Instructions to follow - List each line of the data that holds the string "styles", please.

[start of Dataset content]

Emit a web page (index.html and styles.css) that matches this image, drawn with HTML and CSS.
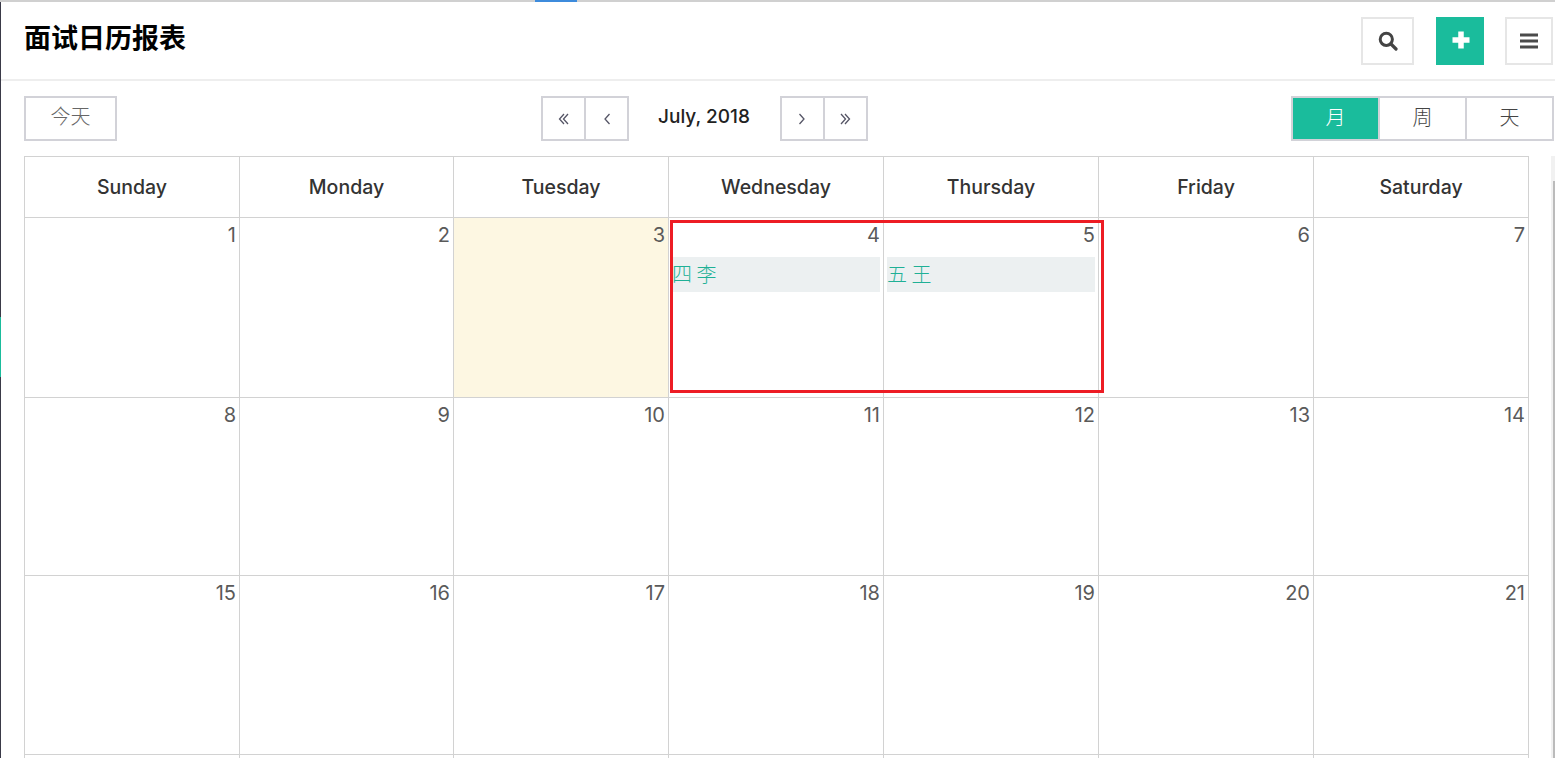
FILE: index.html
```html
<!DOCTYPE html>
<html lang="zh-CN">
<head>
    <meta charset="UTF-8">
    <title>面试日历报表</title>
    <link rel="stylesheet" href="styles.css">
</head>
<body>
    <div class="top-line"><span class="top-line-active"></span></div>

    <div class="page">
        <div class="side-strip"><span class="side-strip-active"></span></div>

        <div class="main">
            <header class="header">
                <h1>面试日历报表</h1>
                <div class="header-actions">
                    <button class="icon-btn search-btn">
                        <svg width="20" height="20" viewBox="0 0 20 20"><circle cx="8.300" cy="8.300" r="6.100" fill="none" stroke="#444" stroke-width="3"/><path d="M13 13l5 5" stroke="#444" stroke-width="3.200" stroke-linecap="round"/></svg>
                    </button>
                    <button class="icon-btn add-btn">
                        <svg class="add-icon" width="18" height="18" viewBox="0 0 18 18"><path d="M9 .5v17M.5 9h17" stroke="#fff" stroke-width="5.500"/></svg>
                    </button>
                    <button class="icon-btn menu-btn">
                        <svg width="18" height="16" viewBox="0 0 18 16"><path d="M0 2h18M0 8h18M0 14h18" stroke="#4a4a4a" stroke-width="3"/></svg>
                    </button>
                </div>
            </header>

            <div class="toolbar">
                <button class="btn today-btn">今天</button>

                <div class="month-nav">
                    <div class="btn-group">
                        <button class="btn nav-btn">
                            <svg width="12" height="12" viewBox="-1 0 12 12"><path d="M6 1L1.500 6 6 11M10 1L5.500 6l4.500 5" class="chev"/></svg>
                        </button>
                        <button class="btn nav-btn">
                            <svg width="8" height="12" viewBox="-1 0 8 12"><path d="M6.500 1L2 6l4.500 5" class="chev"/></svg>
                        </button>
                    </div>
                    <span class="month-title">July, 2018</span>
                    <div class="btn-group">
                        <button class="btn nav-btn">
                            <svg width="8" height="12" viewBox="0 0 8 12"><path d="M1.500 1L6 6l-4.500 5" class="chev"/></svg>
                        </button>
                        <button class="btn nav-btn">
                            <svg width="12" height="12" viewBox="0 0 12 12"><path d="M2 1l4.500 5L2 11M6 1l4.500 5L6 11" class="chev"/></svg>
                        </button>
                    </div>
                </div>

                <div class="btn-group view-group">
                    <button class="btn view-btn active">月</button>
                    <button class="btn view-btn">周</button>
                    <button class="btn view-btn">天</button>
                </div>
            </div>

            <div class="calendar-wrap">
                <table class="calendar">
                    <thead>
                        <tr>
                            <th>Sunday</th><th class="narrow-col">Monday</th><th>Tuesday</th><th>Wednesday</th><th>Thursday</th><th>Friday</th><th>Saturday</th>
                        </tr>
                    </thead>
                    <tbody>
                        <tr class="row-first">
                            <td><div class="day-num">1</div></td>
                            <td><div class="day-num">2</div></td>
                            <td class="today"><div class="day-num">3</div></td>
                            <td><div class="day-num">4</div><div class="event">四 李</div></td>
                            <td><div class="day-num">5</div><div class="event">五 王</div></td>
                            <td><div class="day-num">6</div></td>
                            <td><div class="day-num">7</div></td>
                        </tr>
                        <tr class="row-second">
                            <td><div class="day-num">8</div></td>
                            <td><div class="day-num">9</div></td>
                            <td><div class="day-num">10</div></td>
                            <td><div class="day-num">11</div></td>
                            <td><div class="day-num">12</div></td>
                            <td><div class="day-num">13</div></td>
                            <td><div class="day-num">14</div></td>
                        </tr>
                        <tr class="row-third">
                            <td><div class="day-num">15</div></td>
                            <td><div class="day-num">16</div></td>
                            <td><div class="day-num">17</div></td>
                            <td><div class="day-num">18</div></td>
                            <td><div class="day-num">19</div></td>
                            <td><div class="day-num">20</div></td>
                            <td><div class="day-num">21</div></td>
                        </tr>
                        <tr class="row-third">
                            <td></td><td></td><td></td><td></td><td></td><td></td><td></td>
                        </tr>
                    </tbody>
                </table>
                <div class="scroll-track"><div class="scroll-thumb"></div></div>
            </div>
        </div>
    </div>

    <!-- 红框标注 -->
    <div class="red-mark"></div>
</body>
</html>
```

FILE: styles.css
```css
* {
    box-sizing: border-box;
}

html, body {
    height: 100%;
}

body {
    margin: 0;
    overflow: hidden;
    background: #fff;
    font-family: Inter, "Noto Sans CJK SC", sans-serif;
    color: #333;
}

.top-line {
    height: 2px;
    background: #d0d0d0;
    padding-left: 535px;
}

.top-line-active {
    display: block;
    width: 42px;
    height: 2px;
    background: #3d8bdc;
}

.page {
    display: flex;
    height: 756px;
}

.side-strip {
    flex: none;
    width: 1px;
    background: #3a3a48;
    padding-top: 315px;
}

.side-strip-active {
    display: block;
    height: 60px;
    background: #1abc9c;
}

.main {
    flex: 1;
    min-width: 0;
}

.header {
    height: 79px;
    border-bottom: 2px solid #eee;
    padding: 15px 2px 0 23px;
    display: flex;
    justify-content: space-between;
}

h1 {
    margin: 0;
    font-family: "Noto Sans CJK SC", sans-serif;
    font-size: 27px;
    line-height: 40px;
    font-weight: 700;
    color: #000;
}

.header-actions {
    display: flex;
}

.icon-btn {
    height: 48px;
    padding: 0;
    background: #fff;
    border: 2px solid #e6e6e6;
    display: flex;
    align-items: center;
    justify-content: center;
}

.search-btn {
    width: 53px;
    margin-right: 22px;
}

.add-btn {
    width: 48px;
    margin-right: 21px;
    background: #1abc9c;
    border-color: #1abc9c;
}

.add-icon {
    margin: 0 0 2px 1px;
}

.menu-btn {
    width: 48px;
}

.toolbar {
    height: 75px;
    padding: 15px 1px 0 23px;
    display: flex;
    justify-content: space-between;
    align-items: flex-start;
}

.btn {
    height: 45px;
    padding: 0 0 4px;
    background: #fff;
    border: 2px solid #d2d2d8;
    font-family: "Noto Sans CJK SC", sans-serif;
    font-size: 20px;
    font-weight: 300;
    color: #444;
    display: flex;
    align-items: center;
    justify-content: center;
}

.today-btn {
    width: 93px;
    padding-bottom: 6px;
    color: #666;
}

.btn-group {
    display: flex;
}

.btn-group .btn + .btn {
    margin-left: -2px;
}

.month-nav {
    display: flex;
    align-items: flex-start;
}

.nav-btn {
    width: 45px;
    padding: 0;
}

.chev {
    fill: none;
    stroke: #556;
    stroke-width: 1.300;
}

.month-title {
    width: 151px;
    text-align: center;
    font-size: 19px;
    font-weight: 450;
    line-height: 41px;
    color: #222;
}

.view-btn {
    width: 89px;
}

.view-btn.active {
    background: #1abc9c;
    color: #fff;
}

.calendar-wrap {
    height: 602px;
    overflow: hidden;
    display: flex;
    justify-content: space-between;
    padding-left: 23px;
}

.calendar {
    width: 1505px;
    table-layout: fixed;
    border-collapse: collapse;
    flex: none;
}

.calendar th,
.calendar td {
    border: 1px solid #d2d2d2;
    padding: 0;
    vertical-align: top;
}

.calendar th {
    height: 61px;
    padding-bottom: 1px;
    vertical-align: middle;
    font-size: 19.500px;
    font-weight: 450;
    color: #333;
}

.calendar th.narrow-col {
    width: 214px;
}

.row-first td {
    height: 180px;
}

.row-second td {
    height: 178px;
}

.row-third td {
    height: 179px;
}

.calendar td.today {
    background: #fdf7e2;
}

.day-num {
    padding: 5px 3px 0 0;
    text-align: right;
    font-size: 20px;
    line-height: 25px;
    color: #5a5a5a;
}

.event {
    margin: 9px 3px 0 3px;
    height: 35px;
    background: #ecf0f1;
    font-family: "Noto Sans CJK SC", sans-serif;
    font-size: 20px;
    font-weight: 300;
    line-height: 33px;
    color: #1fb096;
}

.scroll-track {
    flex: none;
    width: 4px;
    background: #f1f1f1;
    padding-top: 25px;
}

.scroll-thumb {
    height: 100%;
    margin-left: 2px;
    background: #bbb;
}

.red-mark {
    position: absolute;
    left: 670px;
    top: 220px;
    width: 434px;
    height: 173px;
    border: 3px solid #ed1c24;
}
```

[end of Dataset content]

The result -
Emit a web page (index.html and styles.css) that matches this image, drawn with HTML and CSS.
    <link rel="stylesheet" href="styles.css">
FILE: styles.css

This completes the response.